Talking about potential global market opportunities for beef and lamb is one thing, but there’s nothing quite like getting to know potential markets first hand. Guest blogger Jonathan Eckley, EBLEX export marketing executive, writes about his recent fact-finding mission to West Africa with a delegation of exporters representing six UK companies.
There’s never what I would call a quiet working week in the EBLEX export team, but one continent and three countries in five days proved quite a challenge, albeit a useful one.
We’ve said before that West Africa provides plenty of potential export opportunities for the beef and lamb sector. After all, Ghana has a population of 25.2 million, projected to increase by more than 4 million by 2020. Similarly, the Cote d’Ivoire population of 22.4 million is predicted to rise to 25.5 million by 2020, and Benin from 9.9 million to almost 12 million by 2020. And with population and economic growth, so increases the demand for protein.
With this in mind we thought West Africa would be an interesting market to investigate further, particularly for the export of offals. And what an interesting and enlightening visit it proved to be, taking in the contrasting environments of Ghana, Benin and the Cote d’Ivoire.
Exports to Ghana have grown steadily. Combined with economic growth, it naturally makes it an interesting market to investigate. Ghana is one of the major economies in the region and provides an important entry into the wider West African market. We are already conducting some trade there. In terms of offal, we are competitive as it’s a commodity we don’t use extensively in the home market.
Arriving in downtown Accra, UKTI helped us commence a two-day programme on behalf of EBLEX and BPEX. It included a market briefing with an excellent presentation from the legal adviser for the British Commission which gave an interesting insight into the market, as well as practical advice. The programme also included a presentation from the Bank of Ghana on trading in the region.
It even included a speed business-to-business session at the Commissioner’s residence – very useful one-to-one meetings. In addition, visits to distributors and provided invaluable experience in seeing how things are done on the ground there. Frustrations about time keeping on the programme aside, it proved both interesting and valuable for delegates in making some key contacts.
A flying visit to Benin showcased the contrasts in the region. One minute, we were in a street market where meat was being sold. The next, we were passing a trading company, the scale of which provided a stark contrast to the street market we had seen up the road, with hundreds containers of product. It illustrated one thing. While there are obviously the super wealthy, there is clearly an emerging middle class which presents a potential market. The common thread? Growing demand for protein and an opportunity for our exporters.
No time to hang around though. After a brief touchdown in Togo we headed to the Cote d’Ivoire. Abidjan appeared to be much more modern and, given its history, very closely linked to France. Again, UKTI helped us with the programme, identifying key importers and distributors with valuable meeting sessions and visits to two big companies in the country. We left in the knowledge that, while it is a massive market for fish, it is most certainly an emerging market for red meat.

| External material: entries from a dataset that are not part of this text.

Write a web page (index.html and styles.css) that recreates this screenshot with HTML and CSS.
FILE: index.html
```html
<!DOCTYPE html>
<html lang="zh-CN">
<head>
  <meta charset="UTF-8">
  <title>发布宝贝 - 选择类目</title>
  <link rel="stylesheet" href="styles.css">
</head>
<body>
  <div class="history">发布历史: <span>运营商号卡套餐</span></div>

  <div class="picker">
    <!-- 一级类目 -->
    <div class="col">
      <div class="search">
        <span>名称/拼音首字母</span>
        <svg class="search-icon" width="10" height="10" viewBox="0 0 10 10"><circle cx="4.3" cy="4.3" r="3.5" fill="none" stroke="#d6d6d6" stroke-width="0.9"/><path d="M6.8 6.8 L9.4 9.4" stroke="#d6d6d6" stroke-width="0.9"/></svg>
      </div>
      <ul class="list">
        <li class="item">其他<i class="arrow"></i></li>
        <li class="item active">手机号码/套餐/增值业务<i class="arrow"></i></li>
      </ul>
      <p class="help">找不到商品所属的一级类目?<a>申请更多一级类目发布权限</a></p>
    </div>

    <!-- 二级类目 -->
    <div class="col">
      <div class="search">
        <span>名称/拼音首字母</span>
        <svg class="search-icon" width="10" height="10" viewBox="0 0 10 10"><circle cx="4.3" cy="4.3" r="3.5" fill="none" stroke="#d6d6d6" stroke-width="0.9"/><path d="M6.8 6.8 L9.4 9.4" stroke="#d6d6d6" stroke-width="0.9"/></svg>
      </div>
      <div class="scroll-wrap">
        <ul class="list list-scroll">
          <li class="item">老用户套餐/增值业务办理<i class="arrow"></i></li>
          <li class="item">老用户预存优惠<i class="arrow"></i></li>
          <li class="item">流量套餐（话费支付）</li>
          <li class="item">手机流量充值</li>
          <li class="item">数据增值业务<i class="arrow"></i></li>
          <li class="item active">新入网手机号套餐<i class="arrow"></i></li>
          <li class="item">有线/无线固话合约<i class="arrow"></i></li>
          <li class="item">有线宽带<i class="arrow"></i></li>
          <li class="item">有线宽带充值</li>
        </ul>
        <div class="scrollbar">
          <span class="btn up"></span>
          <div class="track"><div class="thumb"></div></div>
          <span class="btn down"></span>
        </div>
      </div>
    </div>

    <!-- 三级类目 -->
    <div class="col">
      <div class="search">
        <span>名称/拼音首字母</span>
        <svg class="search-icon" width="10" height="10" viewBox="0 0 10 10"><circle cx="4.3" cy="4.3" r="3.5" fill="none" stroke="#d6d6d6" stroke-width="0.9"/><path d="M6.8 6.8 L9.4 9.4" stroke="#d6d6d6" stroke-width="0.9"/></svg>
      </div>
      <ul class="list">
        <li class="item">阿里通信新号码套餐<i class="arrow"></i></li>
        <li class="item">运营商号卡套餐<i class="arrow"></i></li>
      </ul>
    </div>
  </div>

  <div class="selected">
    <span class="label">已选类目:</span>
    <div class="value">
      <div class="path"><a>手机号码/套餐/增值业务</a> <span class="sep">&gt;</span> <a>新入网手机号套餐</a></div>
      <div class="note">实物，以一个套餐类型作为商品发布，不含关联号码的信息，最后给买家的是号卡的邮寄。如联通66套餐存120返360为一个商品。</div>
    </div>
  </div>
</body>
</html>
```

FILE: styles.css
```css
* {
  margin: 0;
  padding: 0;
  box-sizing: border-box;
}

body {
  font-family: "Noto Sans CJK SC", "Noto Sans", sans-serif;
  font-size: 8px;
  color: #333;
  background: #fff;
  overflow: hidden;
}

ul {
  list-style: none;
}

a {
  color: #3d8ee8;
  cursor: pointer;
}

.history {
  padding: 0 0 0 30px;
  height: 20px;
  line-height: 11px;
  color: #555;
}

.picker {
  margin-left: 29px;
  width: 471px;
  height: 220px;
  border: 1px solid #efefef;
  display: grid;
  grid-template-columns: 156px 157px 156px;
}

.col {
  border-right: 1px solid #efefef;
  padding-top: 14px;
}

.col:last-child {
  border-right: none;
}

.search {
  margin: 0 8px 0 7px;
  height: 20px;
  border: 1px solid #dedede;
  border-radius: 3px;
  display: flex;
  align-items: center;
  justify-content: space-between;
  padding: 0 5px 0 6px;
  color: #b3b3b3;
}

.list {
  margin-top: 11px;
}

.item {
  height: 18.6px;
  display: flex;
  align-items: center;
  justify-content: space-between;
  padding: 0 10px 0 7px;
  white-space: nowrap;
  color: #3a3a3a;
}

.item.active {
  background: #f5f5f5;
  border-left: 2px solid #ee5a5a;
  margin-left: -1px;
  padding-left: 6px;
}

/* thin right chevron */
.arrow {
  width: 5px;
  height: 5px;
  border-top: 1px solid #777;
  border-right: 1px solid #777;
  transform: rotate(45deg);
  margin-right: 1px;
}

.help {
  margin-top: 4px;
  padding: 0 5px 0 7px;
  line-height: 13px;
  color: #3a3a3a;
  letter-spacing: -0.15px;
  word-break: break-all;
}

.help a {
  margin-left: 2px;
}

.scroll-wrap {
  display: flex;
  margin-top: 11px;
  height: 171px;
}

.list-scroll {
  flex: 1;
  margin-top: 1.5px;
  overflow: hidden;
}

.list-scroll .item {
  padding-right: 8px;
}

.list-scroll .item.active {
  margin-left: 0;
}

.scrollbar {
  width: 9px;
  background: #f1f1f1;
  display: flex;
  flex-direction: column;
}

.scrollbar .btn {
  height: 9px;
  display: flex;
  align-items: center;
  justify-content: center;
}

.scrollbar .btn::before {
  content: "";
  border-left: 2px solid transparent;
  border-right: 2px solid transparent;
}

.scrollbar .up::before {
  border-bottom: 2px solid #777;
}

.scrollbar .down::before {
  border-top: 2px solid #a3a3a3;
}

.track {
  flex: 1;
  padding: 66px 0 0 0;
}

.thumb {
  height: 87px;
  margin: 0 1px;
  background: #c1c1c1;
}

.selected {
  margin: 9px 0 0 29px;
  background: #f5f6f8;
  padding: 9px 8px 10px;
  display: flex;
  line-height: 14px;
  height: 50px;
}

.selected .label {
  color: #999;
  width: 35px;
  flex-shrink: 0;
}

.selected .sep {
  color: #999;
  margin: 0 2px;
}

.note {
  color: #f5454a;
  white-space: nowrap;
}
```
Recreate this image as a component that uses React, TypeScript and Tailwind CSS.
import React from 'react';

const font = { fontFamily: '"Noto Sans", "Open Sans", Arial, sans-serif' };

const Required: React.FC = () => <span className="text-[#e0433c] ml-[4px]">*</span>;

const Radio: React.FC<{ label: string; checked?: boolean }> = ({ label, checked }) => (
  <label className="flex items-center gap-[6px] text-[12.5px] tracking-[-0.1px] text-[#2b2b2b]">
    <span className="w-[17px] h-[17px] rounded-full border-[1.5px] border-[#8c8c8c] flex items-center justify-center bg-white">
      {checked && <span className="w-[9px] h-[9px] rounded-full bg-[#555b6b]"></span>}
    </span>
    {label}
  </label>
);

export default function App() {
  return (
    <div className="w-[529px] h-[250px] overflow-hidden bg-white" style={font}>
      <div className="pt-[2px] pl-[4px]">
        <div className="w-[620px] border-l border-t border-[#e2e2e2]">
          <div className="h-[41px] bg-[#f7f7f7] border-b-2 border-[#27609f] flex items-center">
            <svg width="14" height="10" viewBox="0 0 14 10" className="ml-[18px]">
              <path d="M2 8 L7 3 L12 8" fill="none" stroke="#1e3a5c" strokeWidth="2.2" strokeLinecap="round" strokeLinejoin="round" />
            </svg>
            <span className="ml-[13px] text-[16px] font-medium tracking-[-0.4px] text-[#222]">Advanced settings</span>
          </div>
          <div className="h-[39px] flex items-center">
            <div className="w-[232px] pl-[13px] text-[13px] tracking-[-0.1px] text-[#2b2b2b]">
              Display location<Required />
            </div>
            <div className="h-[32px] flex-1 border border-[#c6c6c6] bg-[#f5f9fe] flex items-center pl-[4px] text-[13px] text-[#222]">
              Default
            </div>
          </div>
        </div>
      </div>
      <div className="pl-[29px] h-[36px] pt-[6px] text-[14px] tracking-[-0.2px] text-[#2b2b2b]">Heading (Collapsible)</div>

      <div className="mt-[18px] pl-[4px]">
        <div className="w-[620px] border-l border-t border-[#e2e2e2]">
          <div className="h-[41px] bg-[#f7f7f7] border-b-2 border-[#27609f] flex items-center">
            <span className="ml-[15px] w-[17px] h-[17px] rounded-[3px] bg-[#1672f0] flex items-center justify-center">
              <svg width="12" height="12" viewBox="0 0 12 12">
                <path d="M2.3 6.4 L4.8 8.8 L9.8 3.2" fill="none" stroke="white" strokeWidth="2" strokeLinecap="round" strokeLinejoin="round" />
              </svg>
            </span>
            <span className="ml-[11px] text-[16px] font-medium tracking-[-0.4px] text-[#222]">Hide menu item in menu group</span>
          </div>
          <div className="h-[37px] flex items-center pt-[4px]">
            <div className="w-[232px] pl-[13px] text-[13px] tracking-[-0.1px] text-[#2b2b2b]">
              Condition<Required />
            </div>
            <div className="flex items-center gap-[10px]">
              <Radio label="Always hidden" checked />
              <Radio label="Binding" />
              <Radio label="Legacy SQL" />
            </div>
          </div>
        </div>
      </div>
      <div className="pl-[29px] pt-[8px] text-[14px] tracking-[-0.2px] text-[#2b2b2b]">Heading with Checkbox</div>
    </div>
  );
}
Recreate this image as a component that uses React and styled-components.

Our five days were logistically challenging, made even more so courtesy of my suitcase going AWOL on arrival and unlike all great magic tricks, failing to reappear. Despite these challenges, the trip was well worth it, providing hands-on experience of markets that you simply wouldn’t get from reading facts and figures alone. As we know, the meat trade is fundamentally about making contacts and establishing trade relationships. There’s no substitute for going somewhere and finding out for yourself what it’s like and West Africa is no exception. A hectic schedule, yes, but it’s fair to say everyone came back with food for thought to either enhance trade relationships or to look to commence trade in the region, with some business already being done as a result. Ultimately, that’s what it’s all about – paving the way for our industry to make the most of the huge potential West Africa offers exporters.